I’m writing this in an era where streaming media from the almighty cloud is not only common, but ubiquitous. Disks of all kinds are now rapidly going obsolete. So it can be hard to comprehend that people used to have to insert an object into a machine, in order to consume media. Indeed, back in 1994, free CD-ROMs delivered by AOL were how most US residents connected to the internet.
“Each disk can hold up to 660 megabytes of information — the equivalent of 471 floppy disks,” reported CS Monitor at the start of 1994. This was more than enough memory to hold a series of videos, animations, sounds and images, although not enough for a full-length movie.

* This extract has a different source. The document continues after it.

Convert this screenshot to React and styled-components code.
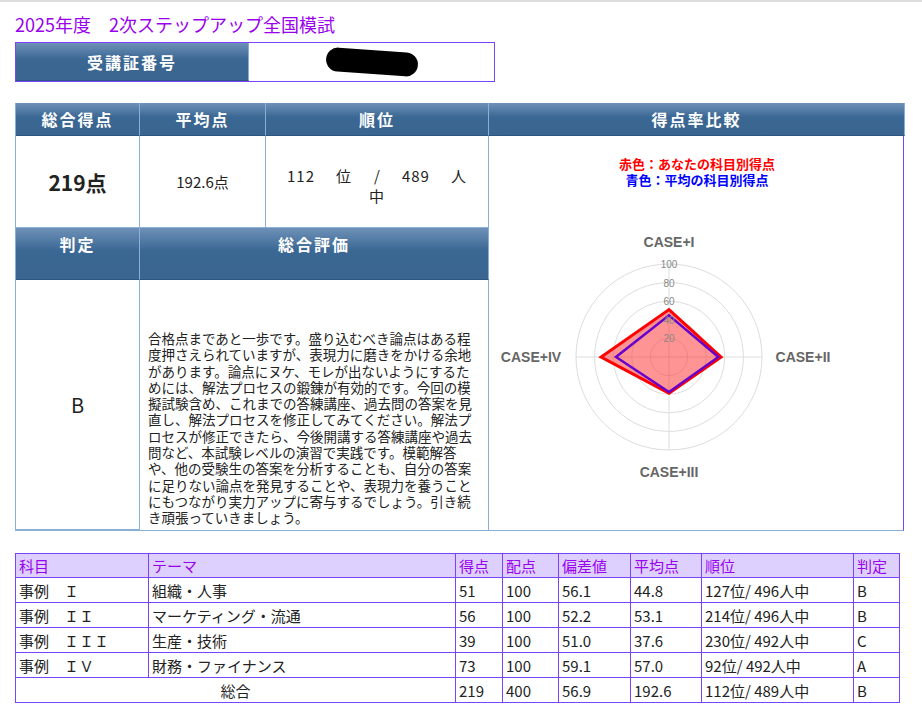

Total Distortion CD-ROM; image via eBay.
The prevailing attitude in Multimedia Gulch in 1994 was that CD-ROMs were analogous to audio CDs, which had overtaken vinyl and cassettes by the end of the 1980s. I'd bought my first CD, R.E.M.’s Green, at the end of 1988, shortly after I turned seventeen. My cassette tape collection, including Prince’s Purple Rain, Duran Duran’s Seven and the Ragged Tiger and George Michael’s Faith, was soon consigned to history.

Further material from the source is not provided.